With that, Nehemia is done, and tomorrow I start the last book(s) of Project 929! I’ve never read Chronicles before, so I’m excited for something new to end with, and am also getting a little sad that this project that has been a mainstay for me for literally years is coming to an end. 864 chapters down, 65 to go!
We get another long list of names, this time of the generations of Levites, which seems pretty apropos when thinking about the rebuilding of Jerusalem and the Temple. “And in the dedication of the wall of Jerusalem, they sought the Levites from all their places to bring them to Jerusalem to perform the dedication with joy, and with thanksgivings, and with song, cymbals, psalteries, and with harps (Nehemia 12:27).” It definitely sounds like a grand celebration, but I can’t fully relate to it. As someone with no musical talent whatsoever, and very little appreciation for it in general (sorry, music fans!), it’s never been one of the ways that I express my joy. But I can see how this could be part of the collective experience of the people, and this does sound like an amazing manifestation of years of tension turning into joy.

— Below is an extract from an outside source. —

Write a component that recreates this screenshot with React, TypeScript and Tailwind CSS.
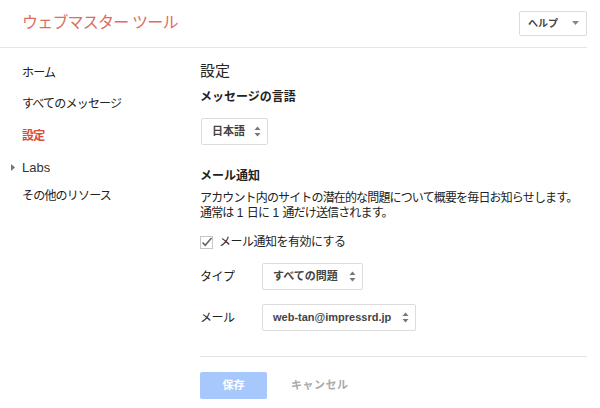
const font = "font-['Liberation_Sans','Noto_Sans_CJK_JP',sans-serif]";

const Arrows = () => (
  <svg width="7" height="11" viewBox="0 0 7 11" className="text-[#777]">
    <path d="M3.5 0.5L6.5 4H0.5Z" fill="currentColor" />
    <path d="M3.5 10.5L6.5 7H0.5Z" fill="currentColor" />
  </svg>
);

const Select = ({ label, width }: { label: string; width: string }) => (
  <div
    className={`${width} h-[27px] flex items-center justify-between pl-[10px] pr-[6px] border border-[#dcdcdc] rounded-[2px] bg-white text-[11px] font-bold text-[#444] leading-none tracking-normal`}
  >
    <span>{label}</span>
    <Arrows />
  </div>
);

const navItems = [
  { label: "ホーム", h: "h-[31px]" },
  { label: "すべてのメッセージ", h: "h-[32px]" },
  { label: "設定", active: true, h: "h-[32px]" },
  { label: "Labs", caret: true, h: "h-[31px]" },
  { label: "その他のリソース", h: "h-[26px]" },
];

export default function App() {
  return (
    <div className={`${font} w-[600px] h-[408px] bg-white text-[#222] overflow-hidden`}>
      {/* Header */}
      <div className="h-[48px] mr-[13px] border-b border-[#e5e5e5] flex items-center justify-between pl-[22px]">
        <div className="text-[16px] text-[#e06c5c] tracking-[-0.8px] mb-[2px]">ウェブマスター ツール</div>
        <div className="w-[68px] h-[25px] border border-[#dcdcdc] rounded-[2px] flex items-center justify-between pl-[8px] pr-[7px] text-[10px] font-bold text-[#444] mb-[1px]">
          <span>ヘルプ</span>
          <svg width="7" height="4" viewBox="0 0 7 4">
            <path d="M0 0H7L3.5 4Z" fill="#888" />
          </svg>
        </div>
      </div>

      <div className="flex">
        {/* Sidebar */}
        <div className="w-[200px] shrink-0 pt-[9px] text-[12px] tracking-[-0.8px]">
          {navItems.map((item) => (
            <div
              key={item.label}
              className={`${item.h} flex items-center relative pl-[22px] ${
                item.active ? "text-[#dd4b39] font-bold" : "text-[#222]"
              } ${item.caret ? "text-[13px] tracking-normal text-[#333]" : ""}`}
            >
              {item.caret && (
                <svg width="4" height="7" viewBox="0 0 4 7" className="absolute left-[11px] top-[12px]">
                  <path d="M0 0L4 3.5L0 7Z" fill="#777" />
                </svg>
              )}
              {item.label}
            </div>
          ))}
        </div>

        {/* Main */}
        <div className="flex-1 mr-[13px] pt-[13px]">
          <div className="text-[15px] text-[#222] leading-[20px]">設定</div>
          <div className="mt-[8px] text-[12px] font-bold leading-[16px]">メッセージの言語</div>
          <div className="mt-[13px] ml-[1px]">
            <Select label="日本語" width="w-[67px]" />
          </div>

          <div className="mt-[23px] text-[12px] font-bold leading-[16px]">メール通知</div>
          <div className="mt-[7px] text-[12px] leading-[15px] tracking-[-0.85px]">
            アカウント内のサイトの潜在的な問題について概要を毎日お知らせします。
            <br />
            通常は<span className="tracking-normal"> 1 </span>日に<span className="tracking-normal"> 1 </span>通だけ送信されます。
          </div>

          <div className="mt-[13px] h-[16px] flex items-center gap-[6px] text-[12px]">
            <svg width="13" height="13" viewBox="0 0 13 13">
              <rect x="0.5" y="0.5" width="12" height="12" fill="white" stroke="#c6c6c6" />
              <path d="M2.5 6.5L5.2 9.3L11.5 2" fill="none" stroke="#666" strokeWidth="1.6" />
            </svg>
            <span className="tracking-[-0.5px]">メール通知を有効にする</span>
          </div>

          <div className="mt-[13px] flex items-center text-[12px]">
            <span className="w-[62px] tracking-[-0.5px]">タイプ</span>
            <Select label="すべての問題" width="w-[101px]" />
          </div>
          <div className="mt-[14px] flex items-center text-[12px]">
            <span className="w-[62px] tracking-[-0.5px]">メール</span>
            <Select label="web-tan@impressrd.jp" width="w-[154px]" />
          </div>

          <div className="mt-[25px] border-t border-[#e5e5e5]" />

          <div className="mt-[15px] flex items-center">
            <div className="w-[67px] h-[27px] rounded-[2px] bg-[#a6c8fc] text-white text-[11px] font-bold flex items-center justify-center">
              保存
            </div>
            <div className="ml-[24px] text-[11px] font-bold text-[#aaa] tracking-[0.5px]">キャンセル</div>
          </div>
        </div>
      </div>
    </div>
  );
}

“And the people blessed all the persons who volunteered to dwell in Jerusalem (Nehemia 11:2).” This sentence made me laugh a bit, honestly. I’m a formerly reluctant former Jerusalem resident. I believe I’ve written about my complex and ever-changing feelings about Jerusalem earlier on the blog, but when I first moved there years ago, I was not pleased about the situation. I wanted to live in beach-front, laid back Tel Aviv, which felt a lot better suited to how I wanted to lead my life than stony, pressure-cooker Jerusalem. I felt like I deserved blessings for agreeing to live in Jerusalem, a city that shut down every weekend, where I had to plan my outfits based on which neighborhoods I’d anticipate passing through on a daily basis, and where on some levels, all situations felt heightened. But somehow, eventually a shift happened, without me even realizing it, and Jerusalem became my home, the city of my peace. I fell deeply in love with it, and now it’s my turn to bless everyone who volunteers and gets to live there today.